November 2015: Dunedin-based Achieva Credit Union buys Calusa Bank in Punta Gorda, the first credit union purchase of a bank in Florida.

May 2017: IBM Southeast Employees Credit Union (IBMSECU) in Delray Beach buys Mackinac Savings Bank in Boynton Beach.

August 2017: Lake Michigan Credit Union of Grand Rapids, a $5.5-billionasset lender, buys Encore Bank in Naples, giving it an additional $392 million in assets. Lake Michigan also adds six branches to its existing locations in Bonita Springs, Immokalee and Naples.

July 2018: IBMSECU buys Oculina Bank in Vero Beach, increasing its assets by $350 million to $1.5 billion.

September 2018: Achieva buys Preferred Community Bank in Lee County.

January 2019: Jacksonville-based VyStar Credit Union buys Citizens State Bank in Perry. Previously, the Florida Office of Financial Regulation approved VyStar’s request to expand its field of membership from 22 counties to 49.

January 2019: Lake Mary-based Addition Financial Credit Union, formerly Central Florida Educators Federal Credit Union, buys Merritt Island-based Fidelity Bank of Florida.

February 2019: Fairwinds Credit Union, a $2.3-billion-asset lender in Orlando, buys Friends Bank in New Smyrna Beach, giving it an additional $98 million in assets.

May 2019: Lakeland-based MidFlorida Credit Union buys Community Bank & Trust of Florida in Ocala. Community Bank, with $738 million in assets and 11 branches in three counties, becomes the largest Florida bank to be sold to a credit union. MidFlorida also buys the Florida assets of First American Bank of Iowa, including branches in Cape Coral and Naples and a loan production office in Boca Raton.

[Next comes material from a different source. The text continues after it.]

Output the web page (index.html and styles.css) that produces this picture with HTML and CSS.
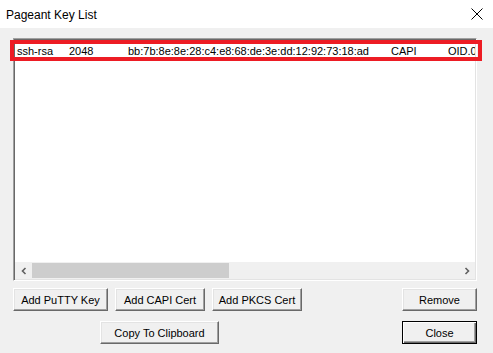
FILE: index.html
```html
<!DOCTYPE html>
<html lang="en">
<head>
  <meta charset="UTF-8" />
  <title>Pageant Key List</title>
  <link rel="stylesheet" href="styles.css">
</head>
<body>
  <div class="window">

    <!-- title bar -->
    <div class="titlebar">
      <span class="title">Pageant Key List</span>
      <svg class="close-x" width="12" height="12" viewBox="0 0 12 12">
        <path d="M0.5 0.5 L11.5 11.5 M11.5 0.5 L0.5 11.5" stroke="#000" stroke-width="1" fill="none"/>
      </svg>
    </div>

    <div class="content">
      <!-- key list -->
      <div class="listbox">
        <div class="rows">
          <div class="row">
            <span>ssh-rsa</span>
            <span>2048</span>
            <span>bb:7b:8e:8e:28:c4:e8:68:de:3e:dd:12:92:73:18:ad</span>
            <span>CAPI</span>
            <span>OID.0</span>
          </div>
        </div>
        <div class="hscroll">
          <div class="arrow">
            <svg width="8" height="8" viewBox="0 0 8 8"><path d="M5.5 1 L2.5 4 L5.5 7" stroke="#606060" stroke-width="1.6" fill="none"/></svg>
          </div>
          <div class="track"><div class="thumb"></div></div>
          <div class="arrow">
            <svg width="8" height="8" viewBox="0 0 8 8"><path d="M2.5 1 L5.5 4 L2.5 7" stroke="#606060" stroke-width="1.6" fill="none"/></svg>
          </div>
        </div>
      </div>

      <!-- highlight marker drawn over the first row -->
      <div class="marker"></div>

      <div class="btn-row">
        <button class="btn w-putty">Add PuTTY Key</button>
        <button class="btn w-cert">Add CAPI Cert</button>
        <button class="btn w-cert">Add PKCS Cert</button>
        <button class="btn w-small push">Remove</button>
      </div>

      <div class="btn-row second">
        <button class="btn w-copy">Copy To Clipboard</button>
        <button class="btn w-small push default">Close</button>
      </div>
    </div>
  </div>
</body>
</html>
```

FILE: styles.css
```css
body {
  margin: 0;
  padding: 0;
  background: #f0f0f0;
  font-family: 'Liberation Sans', Arial, sans-serif;
  font-size: 11px;
  color: #000;
}

.window {
  width: 493px;
  height: 353px;
  background: #f0f0f0;
  overflow: hidden;
  position: relative;
}

.titlebar {
  height: 28px;
  background: #fff;
  display: flex;
  align-items: center;
  justify-content: space-between;
  padding: 0 10px 0 6px;
}

.title {
  font-size: 12px;
  font-family: 'Liberation Sans', Arial, sans-serif;
  color: #000;
  padding-top: 1px;
}

.close-x {
  margin-top: 0;
}

.content {
  padding: 10px 16px 0 13px;
}

.listbox {
  height: 243px;
  box-sizing: border-box;
  background: #fff;
  border: 1px solid;
  border-color: #a0a0a0 #fff #fff #a0a0a0;
  box-shadow: inset 1px 1px #696969, inset -1px -1px #e3e3e3;
  padding: 1px;
  display: flex;
  flex-direction: column;
}

.rows {
  flex: 1;
  overflow: hidden;
}

.row {
  display: grid;
  grid-template-columns: 52px 59px 263px 57px 60px;
  height: 17px;
  line-height: 17px;
  margin-top: 3px;
  padding-left: 2px;
  white-space: nowrap;
  overflow: hidden;
}

.hscroll {
  height: 17px;
  display: flex;
  background: #f0f0f0;
}

.arrow {
  width: 17px;
  display: flex;
  align-items: center;
  justify-content: center;
}

.track {
  flex: 1;
}

.thumb {
  width: 197px;
  height: 15px;
  margin-top: 1px;
  background: #cdcdcd;
}

.marker {
  position: absolute;
  left: 10px;
  top: 40px;
  width: 472px;
  height: 21px;
  box-sizing: border-box;
  border: 4px solid #ed1c24;
}

.btn-row {
  display: flex;
  gap: 7px;
  margin-top: 7px;
}

.btn-row.second {
  margin-top: 10px;
  padding-left: 87px;
}

.btn {
  height: 23px;
  box-sizing: border-box;
  background: #f0f0f0;
  border: 1px solid;
  border-color: #fff #696969 #696969 #fff;
  box-shadow: inset -1px -1px #a0a0a0, inset 1px 1px #e3e3e3;
  font-family: 'Liberation Sans', Arial, sans-serif;
  font-size: 11px;
  color: #000;
  padding: 0;
}

.btn.default {
  border-color: #000;
  box-shadow: inset 1px 1px #fff, inset -1px -1px #696969, inset -2px -2px #a0a0a0;
}

.w-putty { width: 95px; }
.w-cert { width: 90px; }
.w-small { width: 75px; }
.w-copy { width: 119px; }

.push {
  margin-left: auto;
}
```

2019 Bank Mergers and Acquisitions

  • First-Citizens Bank & Trust, a North Carolina bank, bought Biscayne Bank of Coconut Grove.
  • CenterState Bank bought the National Bank of Commerce, an Alabama bank.
  • Drummond Community Bank of Chiefland bought Peoples State Bank of Lake City.
  • Synovus Bank bought Florida Community Bank of Weston.
  • Coral Gables-based banking companies Professional Holding and Marquis Bancorp combined to form Florida’s 12th-largest community bank under the Professional Bank name with $1.6 billion in assets.